Many of these changes owe their origin to declining product (and service) differentiation and thus the race is accelerating towards new sources of competitive advantage. In the continuous stream of innovative products and solutions, the strategic marketer has to live with the consequences of short product life cycles, rapid loss of early advantage in the market, and the corresponding fall in prices to retain market share with the ever-falling gross margins that result. In the service sector, the key issues manifest as the rising emphasis of the quality of service rather than pricing.

Already, or in only a few more years, these changes will continue to result in:

fewer and larger players through consolidation of competition and mergers and acquisitions,

the changing requirements and value systems of customers, and, of course,

the globalization of markets and competition.

Strategic marketing has had to change - but must do so even more in the future. Already we have seen marketing shift from a (specific) separate function to being diffused throughout channels, product ranges, or technologies. Marketing as originally conceived is gone, but some new framework for marketing is essential through which organizations can survive in their increasingly hostile markets. In our language and conceptual thinking, strategic marketing faces a number of key dilemmas as a result of these transformations that we can now explore. Organizations that can continuously reconcile these dilemmas will survive in the future.

For convenience we can classify these dilemmas of strategic marketing as:

The top-down versus bottom-up dilemma.

The inside-out versus the outside-in dilemma.

The lateral tension between different alternative activities (such as sales and R&D).

THE TOP-DOWN VERSUS BOTTOM-UP DILEMMA

According to Al Ries and Jack Trout, notorious marketing gurus from the US, a lot of organizations follow a dead-end street. The authors of best sellers such as Positioning, The Battle for your Mind, Bottom-Up Marketing, and Marketing Warfare argue for an alternative to the path that the business in America has generally followed. Loaded with examples, everything must be turned "upside-down" (Ries and Trout, 1982, 1989, 1997). You no longer start simply with a strategy but with a tactic. It is not top-down but bottom-up that brings glory, and a broad product scale also leads to calamity. If you are focused, you can master the competition.
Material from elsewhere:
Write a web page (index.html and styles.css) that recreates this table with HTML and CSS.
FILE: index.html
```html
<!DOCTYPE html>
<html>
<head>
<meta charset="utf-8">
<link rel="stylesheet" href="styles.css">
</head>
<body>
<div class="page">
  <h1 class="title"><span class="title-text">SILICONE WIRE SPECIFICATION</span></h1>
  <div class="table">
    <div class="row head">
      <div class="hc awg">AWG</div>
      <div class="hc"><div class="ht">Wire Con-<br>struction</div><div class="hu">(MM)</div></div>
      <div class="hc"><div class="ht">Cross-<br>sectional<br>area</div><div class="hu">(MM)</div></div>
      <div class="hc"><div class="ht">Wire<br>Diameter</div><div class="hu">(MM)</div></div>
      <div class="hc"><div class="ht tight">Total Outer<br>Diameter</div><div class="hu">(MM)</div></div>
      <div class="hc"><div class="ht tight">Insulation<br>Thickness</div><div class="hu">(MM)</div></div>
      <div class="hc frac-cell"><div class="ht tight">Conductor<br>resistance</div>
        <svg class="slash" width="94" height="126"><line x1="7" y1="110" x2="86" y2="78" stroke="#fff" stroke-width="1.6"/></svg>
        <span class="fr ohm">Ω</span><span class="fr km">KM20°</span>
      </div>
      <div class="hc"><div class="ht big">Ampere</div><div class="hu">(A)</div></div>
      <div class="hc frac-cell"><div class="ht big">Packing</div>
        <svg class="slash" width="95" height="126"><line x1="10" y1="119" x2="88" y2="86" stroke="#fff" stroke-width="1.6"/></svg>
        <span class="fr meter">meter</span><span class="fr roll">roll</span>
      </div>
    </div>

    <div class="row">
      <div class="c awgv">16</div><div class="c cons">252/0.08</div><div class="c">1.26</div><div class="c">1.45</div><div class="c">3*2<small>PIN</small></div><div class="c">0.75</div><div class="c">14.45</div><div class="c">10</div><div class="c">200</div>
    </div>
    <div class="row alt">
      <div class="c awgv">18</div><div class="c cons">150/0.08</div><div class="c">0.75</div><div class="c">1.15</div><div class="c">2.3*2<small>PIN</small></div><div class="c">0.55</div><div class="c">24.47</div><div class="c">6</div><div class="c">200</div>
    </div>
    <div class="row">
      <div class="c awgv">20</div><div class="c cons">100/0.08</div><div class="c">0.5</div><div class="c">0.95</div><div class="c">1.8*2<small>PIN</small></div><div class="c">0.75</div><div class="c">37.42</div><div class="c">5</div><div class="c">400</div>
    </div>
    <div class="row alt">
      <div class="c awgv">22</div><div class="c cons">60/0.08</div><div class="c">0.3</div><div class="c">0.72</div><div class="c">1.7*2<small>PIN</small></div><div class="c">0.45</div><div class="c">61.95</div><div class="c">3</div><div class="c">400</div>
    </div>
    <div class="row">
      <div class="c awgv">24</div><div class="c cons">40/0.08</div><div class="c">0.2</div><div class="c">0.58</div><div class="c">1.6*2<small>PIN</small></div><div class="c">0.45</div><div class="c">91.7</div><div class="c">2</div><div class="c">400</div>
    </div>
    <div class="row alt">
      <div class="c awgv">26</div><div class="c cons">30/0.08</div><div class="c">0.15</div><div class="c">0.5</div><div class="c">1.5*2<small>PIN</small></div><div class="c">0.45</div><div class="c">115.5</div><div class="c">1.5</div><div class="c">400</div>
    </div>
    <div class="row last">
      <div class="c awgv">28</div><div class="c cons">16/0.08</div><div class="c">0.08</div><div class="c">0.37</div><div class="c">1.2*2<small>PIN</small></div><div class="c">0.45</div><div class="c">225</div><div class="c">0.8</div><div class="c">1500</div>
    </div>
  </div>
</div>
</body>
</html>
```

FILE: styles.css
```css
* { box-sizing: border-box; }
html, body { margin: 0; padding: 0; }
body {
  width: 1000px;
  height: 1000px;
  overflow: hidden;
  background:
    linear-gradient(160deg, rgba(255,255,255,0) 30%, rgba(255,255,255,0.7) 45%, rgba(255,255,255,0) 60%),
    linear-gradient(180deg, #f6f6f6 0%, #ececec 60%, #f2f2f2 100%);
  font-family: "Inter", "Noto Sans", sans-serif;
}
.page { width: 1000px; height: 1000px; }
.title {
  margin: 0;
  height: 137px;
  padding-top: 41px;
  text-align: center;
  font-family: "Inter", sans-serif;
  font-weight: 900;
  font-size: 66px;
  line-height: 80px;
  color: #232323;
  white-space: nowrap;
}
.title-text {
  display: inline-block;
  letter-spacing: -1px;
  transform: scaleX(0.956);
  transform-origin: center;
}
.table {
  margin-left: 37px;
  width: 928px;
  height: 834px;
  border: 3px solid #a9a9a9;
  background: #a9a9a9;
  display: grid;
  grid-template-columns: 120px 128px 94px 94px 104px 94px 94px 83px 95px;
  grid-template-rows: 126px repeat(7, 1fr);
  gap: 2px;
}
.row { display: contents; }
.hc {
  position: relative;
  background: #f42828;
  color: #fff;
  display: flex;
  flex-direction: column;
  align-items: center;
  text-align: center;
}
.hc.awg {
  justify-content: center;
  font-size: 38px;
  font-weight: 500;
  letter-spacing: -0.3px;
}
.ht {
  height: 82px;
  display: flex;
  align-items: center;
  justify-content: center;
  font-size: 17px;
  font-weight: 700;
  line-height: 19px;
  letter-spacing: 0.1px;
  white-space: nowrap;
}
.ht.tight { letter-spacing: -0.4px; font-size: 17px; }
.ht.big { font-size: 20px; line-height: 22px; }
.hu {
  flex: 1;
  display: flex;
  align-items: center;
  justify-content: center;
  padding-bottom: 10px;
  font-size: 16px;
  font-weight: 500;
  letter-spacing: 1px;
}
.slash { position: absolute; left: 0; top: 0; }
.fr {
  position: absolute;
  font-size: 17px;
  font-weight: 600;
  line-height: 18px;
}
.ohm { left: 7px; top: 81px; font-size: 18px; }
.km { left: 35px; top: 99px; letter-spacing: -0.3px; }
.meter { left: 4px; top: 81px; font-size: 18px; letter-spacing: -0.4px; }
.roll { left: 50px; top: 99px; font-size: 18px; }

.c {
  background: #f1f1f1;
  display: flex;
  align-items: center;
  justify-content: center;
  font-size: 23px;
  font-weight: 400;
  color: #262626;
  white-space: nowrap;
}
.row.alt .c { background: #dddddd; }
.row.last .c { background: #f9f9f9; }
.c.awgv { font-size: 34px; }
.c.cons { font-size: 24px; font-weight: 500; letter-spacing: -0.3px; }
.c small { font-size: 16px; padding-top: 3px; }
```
They make the point by representing a mirror for the overly traditional approach of top-down strategic marketing thinking. In their work one extreme approach needs to be abandoned and exchanged for another. But the more skeptical European spirit would probably be persuaded by a less extreme proposition. If we look closer, using the same lenses we use throughout this book, we can see that - once again - a series of dilemmas must be reconciled.

According to Ries and Trout's books, positioning theory in the human mind has a limited number of places available for the organization and its products to fill. This is very easy if the position is open, but very difficult if a competitor has already taken that place. General Motors, for example, never tried to take over the position of the Mercedes with the Cadillac. Repositioning of the competition, though, would be a possible approach.
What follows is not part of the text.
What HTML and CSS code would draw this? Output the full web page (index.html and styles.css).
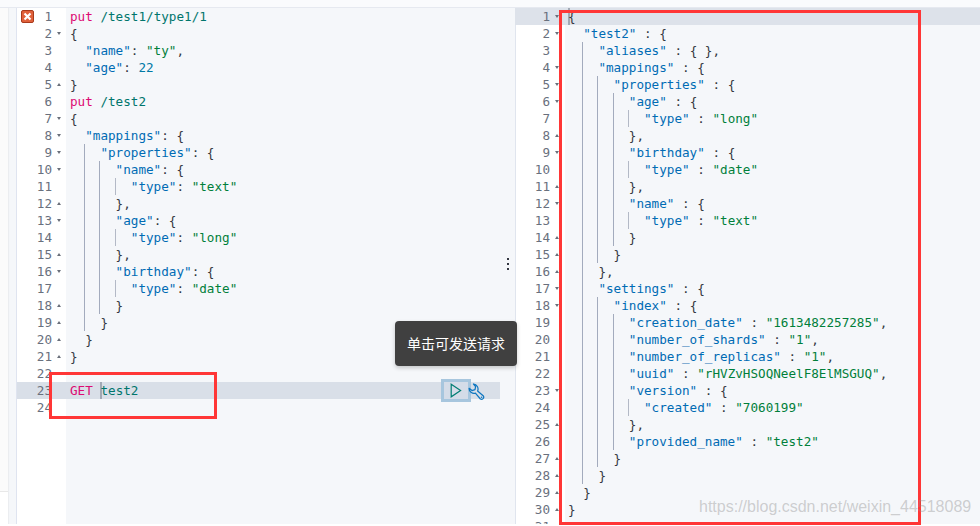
FILE: index.html
```html
<!DOCTYPE html>
<html lang="zh">
<head>
<meta charset="utf-8">
<title>Console</title>
<link rel="stylesheet" href="styles.css">
</head>
<body>
<div class="topbar"></div>
<div class="main">
  <div class="rail"><div class="rail-edge"></div></div>
  <section class="editor left">
    <div class="gutter">
      <div class="gl"><svg class="err" viewBox="0 0 13 13"><rect x="0.5" y="0.5" width="12" height="12" rx="1.5" fill="#e0603a" stroke="#a83a1c"/><path d="M3.5 3.5l6 6M9.5 3.5l-6 6" stroke="#fff" stroke-width="2.2"/></svg><span>1</span><i></i></div>
      <div class="gl"><span>2</span><i class="dn"></i></div>
      <div class="gl"><span>3</span><i></i></div>
      <div class="gl"><span>4</span><i></i></div>
      <div class="gl"><span>5</span><i class="up"></i></div>
      <div class="gl"><span>6</span><i></i></div>
      <div class="gl"><span>7</span><i class="dn"></i></div>
      <div class="gl"><span>8</span><i class="dn"></i></div>
      <div class="gl"><span>9</span><i class="dn"></i></div>
      <div class="gl"><span>10</span><i class="dn"></i></div>
      <div class="gl"><span>11</span><i></i></div>
      <div class="gl"><span>12</span><i class="up"></i></div>
      <div class="gl"><span>13</span><i class="dn"></i></div>
      <div class="gl"><span>14</span><i></i></div>
      <div class="gl"><span>15</span><i class="up"></i></div>
      <div class="gl"><span>16</span><i class="dn"></i></div>
      <div class="gl"><span>17</span><i></i></div>
      <div class="gl"><span>18</span><i class="up"></i></div>
      <div class="gl"><span>19</span><i class="up"></i></div>
      <div class="gl"><span>20</span><i class="up"></i></div>
      <div class="gl"><span>21</span><i class="up"></i></div>
      <div class="gl"><span>22</span><i></i></div>
      <div class="gl active"><span>23</span><i></i></div>
      <div class="gl"><span>24</span><i></i></div>
    </div>
    <div class="code">
<div class="ln"><b class="m">put</b> <b class="u">/test1/type1/1</b></div>
<div class="ln">{</div>
<div class="ln">  <b class="k">"name"</b>: <b class="s">"ty"</b>,</div>
<div class="ln">  <b class="k">"age"</b>: <b class="n">22</b></div>
<div class="ln">}</div>
<div class="ln"><b class="m">put</b> <b class="u">/test2</b></div>
<div class="ln">{</div>
<div class="ln">  <b class="k">"mappings"</b>: {</div>
<div class="ln">  <u>  </u><b class="k">"properties"</b>: {</div>
<div class="ln">  <u>  </u><u>  </u><b class="k">"name"</b>: {</div>
<div class="ln">  <u>  </u><u>  </u><u class="t">  </u><b class="k">"type"</b>: <b class="s">"text"</b></div>
<div class="ln">  <u>  </u><u>  </u>},</div>
<div class="ln">  <u>  </u><u>  </u><b class="k">"age"</b>: {</div>
<div class="ln">  <u>  </u><u>  </u><u class="t">  </u><b class="k">"type"</b>: <b class="s">"long"</b></div>
<div class="ln">  <u>  </u><u>  </u>},</div>
<div class="ln">  <u>  </u><u>  </u><b class="k">"birthday"</b>: {</div>
<div class="ln">  <u>  </u><u>  </u><u class="t">  </u><b class="k">"type"</b>: <b class="s">"date"</b></div>
<div class="ln">  <u>  </u><u>  </u>}</div>
<div class="ln">  <u>  </u>}</div>
<div class="ln">  }</div>
<div class="ln">}</div>
<div class="ln"> </div>
<div class="ln active"><b class="m">GET</b> <b class="u caret">t</b><b class="u">est2</b></div>
<div class="ln"> </div>
    </div>
  </section>
  <div class="resizer"><span></span><span></span><span></span></div>
  <section class="editor right">
    <div class="gutter">
      <div class="gl active"><span>1</span><i class="dn"></i></div>
      <div class="gl"><span>2</span><i class="dn"></i></div>
      <div class="gl"><span>3</span><i></i></div>
      <div class="gl"><span>4</span><i class="dn"></i></div>
      <div class="gl"><span>5</span><i class="dn"></i></div>
      <div class="gl"><span>6</span><i class="dn"></i></div>
      <div class="gl"><span>7</span><i></i></div>
      <div class="gl"><span>8</span><i class="up"></i></div>
      <div class="gl"><span>9</span><i class="dn"></i></div>
      <div class="gl"><span>10</span><i></i></div>
      <div class="gl"><span>11</span><i class="up"></i></div>
      <div class="gl"><span>12</span><i class="dn"></i></div>
      <div class="gl"><span>13</span><i></i></div>
      <div class="gl"><span>14</span><i class="up"></i></div>
      <div class="gl"><span>15</span><i class="up"></i></div>
      <div class="gl"><span>16</span><i class="up"></i></div>
      <div class="gl"><span>17</span><i class="dn"></i></div>
      <div class="gl"><span>18</span><i class="dn"></i></div>
      <div class="gl"><span>19</span><i></i></div>
      <div class="gl"><span>20</span><i></i></div>
      <div class="gl"><span>21</span><i></i></div>
      <div class="gl"><span>22</span><i></i></div>
      <div class="gl"><span>23</span><i class="dn"></i></div>
      <div class="gl"><span>24</span><i></i></div>
      <div class="gl"><span>25</span><i class="up"></i></div>
      <div class="gl"><span>26</span><i></i></div>
      <div class="gl"><span>27</span><i class="up"></i></div>
      <div class="gl"><span>28</span><i class="up"></i></div>
      <div class="gl"><span>29</span><i class="up"></i></div>
      <div class="gl"><span>30</span><i class="up"></i></div>
      <div class="gl"><span>31</span><i></i></div>
    </div>
    <div class="code">
<div class="ln active"><b class="caret">{</b></div>
<div class="ln">  <b class="k">"test2"</b> : {</div>
<div class="ln">  <u>  </u><b class="k">"aliases"</b> : { },</div>
<div class="ln">  <u>  </u><b class="k">"mappings"</b> : {</div>
<div class="ln">  <u>  </u><u>  </u><b class="k">"properties"</b> : {</div>
<div class="ln">  <u>  </u><u>  </u><u>  </u><b class="k">"age"</b> : {</div>
<div class="ln">  <u>  </u><u>  </u><u>  </u><u class="t">  </u><b class="k">"type"</b> : <b class="s">"long"</b></div>
<div class="ln">  <u>  </u><u>  </u><u>  </u>},</div>
<div class="ln">  <u>  </u><u>  </u><u>  </u><b class="k">"birthday"</b> : {</div>
<div class="ln">  <u>  </u><u>  </u><u>  </u><u class="t">  </u><b class="k">"type"</b> : <b class="s">"date"</b></div>
<div class="ln">  <u>  </u><u>  </u><u>  </u>},</div>
<div class="ln">  <u>  </u><u>  </u><u>  </u><b class="k">"name"</b> : {</div>
<div class="ln">  <u>  </u><u>  </u><u>  </u><u class="t">  </u><b class="k">"type"</b> : <b class="s">"text"</b></div>
<div class="ln">  <u>  </u><u>  </u><u>  </u>}</div>
<div class="ln">  <u>  </u><u>  </u>}</div>
<div class="ln">  <u>  </u>},</div>
<div class="ln">  <u>  </u><b class="k">"settings"</b> : {</div>
<div class="ln">  <u>  </u><u>  </u><b class="k">"index"</b> : {</div>
<div class="ln">  <u>  </u><u>  </u><u>  </u><b class="k">"creation_date"</b> : <b class="s">"1613482257285"</b>,</div>
<div class="ln">  <u>  </u><u>  </u><u>  </u><b class="k">"number_of_shards"</b> : <b class="s">"1"</b>,</div>
<div class="ln">  <u>  </u><u>  </u><u>  </u><b class="k">"number_of_replicas"</b> : <b class="s">"1"</b>,</div>
<div class="ln">  <u>  </u><u>  </u><u>  </u><b class="k">"uuid"</b> : <b class="s">"rHVZvHSOQNeelF8ElMSGUQ"</b>,</div>
<div class="ln">  <u>  </u><u>  </u><u>  </u><b class="k">"version"</b> : {</div>
<div class="ln">  <u>  </u><u>  </u><u>  </u><u class="t">  </u><b class="k">"created"</b> : <b class="s">"7060199"</b></div>
<div class="ln">  <u>  </u><u>  </u><u>  </u>},</div>
<div class="ln">  <u>  </u><u>  </u><u>  </u><b class="k">"provided_name"</b> : <b class="s">"test2"</b></div>
<div class="ln">  <u>  </u><u>  </u>}</div>
<div class="ln">  <u>  </u>}</div>
<div class="ln">  }</div>
<div class="ln">}</div>
    </div>
  </section>
</div>
<div class="tooltip">单击可发送请求</div>
<div class="play"><svg width="12" height="15" viewBox="0 0 12 15"><path d="M1.2 1.2L10.6 7.5 1.2 13.8Z" fill="none" stroke="#017d73" stroke-width="1.2"/></svg></div>
<svg class="wrench" width="17" height="18" viewBox="0 0 17 18"><path d="M5.5 1A5 5 0 0 1 9.6 8L15.4 13A2.2 2.2 0 0 1 12.4 16L7.4 10.2A5 5 0 0 1 1.1 5.3L4 7.6 7 6.6 7.6 3.6Z" fill="none" stroke="#0f77c0" stroke-width="1.25" stroke-linejoin="round"/><circle cx="13.6" cy="14.2" r=".8" fill="#0f77c0"/></svg>
<div class="mark mark-left"></div>
<div class="mark mark-right"></div>
<div class="watermark">https://blog.csdn.net/weixin_44518089</div>
</body>
</html>
```
FILE: styles.css
```css
* { box-sizing: border-box; }
html, body { margin: 0; padding: 0; height: 526px; overflow: hidden; background: #fff; }
body { display: flex; flex-direction: column; }
.topbar { height: 8px; flex: none; background: #fafbfd; border-bottom: 1px solid #e6e9f0; }
.main { display: flex; height: 516px; flex: none; overflow: hidden; }
.rail { width: 17px; flex: none; background: #f5f7fa; border-right: 1px solid #dfe4f0; }
.rail-edge { width: 8px; height: 100%; background: linear-gradient(#fbfbfb 483px, #e8e8e8 483px, #e8e8e8 484px, #fff 484px); box-shadow: 1px 0 1px rgba(0,0,0,.04); }
.editor { display: flex; overflow: hidden; font: 12.63px/17px "DejaVu Sans Mono", monospace; color: #343741; }
.left { width: 483px; flex: none; }
.right { flex: 1; }
.gutter { flex: none; background: #fff; color: #69707d; }
.left .gutter { width: 49px; }
.right .gutter { width: 50px; box-shadow: inset 1px 0 #e0e5ee; }
.code { flex: 1; min-width: 0; background: #f5f7fa; }
.gl { height: 17px; display: flex; justify-content: flex-end; align-items: center; }
.gl i { width: 14px; height: 17px; display: block; position: relative; flex: none; }
.right .gl i { width: 15px; }
.gl .dn::after, .gl .up::after { content: ""; position: absolute; left: 5px; top: 7px; border-left: 2.5px solid transparent; border-right: 2.5px solid transparent; }
.gl .dn::after { border-top: 3px solid #6a6f7a; }
.gl .up::after { border-bottom: 3px solid #6a6f7a; }
.err { width: 13px; height: 13px; margin-right: auto; margin-left: 4px; }
.gl.active, .right .ln.active { background: #dde2ea; }
.left .gl.active, .left .ln.active { background: #d9dfe8; }
.ln { height: 17px; white-space: pre; padding-left: 4px; }
.right .ln { padding-left: 3px; }
.ln b { font-weight: 400; }
.ln u { text-decoration: none; display: inline-block; height: 17px; vertical-align: top; margin-left: -1px; padding-left: 1px; box-shadow: inset 1px 0 #a3abbd; }
.ln u.t { box-shadow: inset 1px 0 #b3b9c6; }
.m { color: #dd0a73; }
.u { color: #00756c; }
.k { color: #006bb4; }
.s { color: #017f3a; }
.n { color: #0079a5; }
.caret { display: inline-block; height: 17px; vertical-align: top; box-shadow: inset 2px 0 #a1a9b5; }
.resizer { width: 15px; flex: none; background: #f5f7fa; display: flex; flex-direction: column; align-items: center; justify-content: flex-start; gap: 3px; padding-top: 250px; }
.resizer span { width: 2px; height: 2px; background: #343741; flex: none; }
.tooltip { position: absolute; left: 395px; top: 321px; width: 122px; height: 45px; background: #404040; color: #fff; border-radius: 4px; font: 14px/44px "Noto Sans CJK SC", sans-serif; text-align: center; box-shadow: 0 2px 4px rgba(0,0,0,.2); }
.tooltip::after { content: ""; position: absolute; left: 55px; top: 39px; width: 11px; height: 11px; background: #404040; transform: rotate(45deg); z-index: -1; }
.play { position: absolute; left: 441px; top: 379px; width: 30px; height: 23px; border: 3px solid #a7c6de; background: #d4dce8; display: flex; align-items: center; justify-content: center; }
.wrench { position: absolute; left: 468px; top: 383px; }
.mark { position: absolute; border: 3px solid #ff3636; }
.mark-left { left: 49px; top: 372px; width: 168px; height: 47px; }
.mark-right { left: 559px; top: 10px; width: 362px; height: 515px; }
.watermark { position: absolute; left: 699px; top: 496px; font: 16px/22px "Liberation Sans", sans-serif; color: rgba(140,140,140,.4); white-space: nowrap; }
```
Most writers take this new view that marketing is not a one-dimensional process of serving a customer. The nature of modern marketing is one of being more malignant, stronger, and richer in purpose than the competition. Marketing is war and the competitor is your enemy. The position and its ground must be conquered. How is that best done? By what Ries and Trout have called bottom-up marketing.

But just what is the value of a strategic plan if you cannot predict the movements of a competitor? Nevertheless, each day, piles of strategic marketing plans are written. They are rather like owning a surrealist painting, say one by Salvador Dali. You don't have a clue what it represents, but you'd miss it if you suddenly had a blank wall. We shouldn't start with internal matters such as strategic plans, missions, budgets, and aims. These limit the freedom of movement of the top marketer.

We quoted from the introduction to Bottom-Up Marketing in our parent book to this series. It is relevant enough to bear repetition here: "In almost every category, today's business arena has become warlike. We agree that this change in the environment has made the traditional "top-down" (only) approach to marketing obsolete. What good are long-term strategic plans when you cannot predict future competitive moves? How can you react to a competitor if your resources are tied up in a long-term plan?" But you do need to reconcile across this top-down, bottom-up dimension.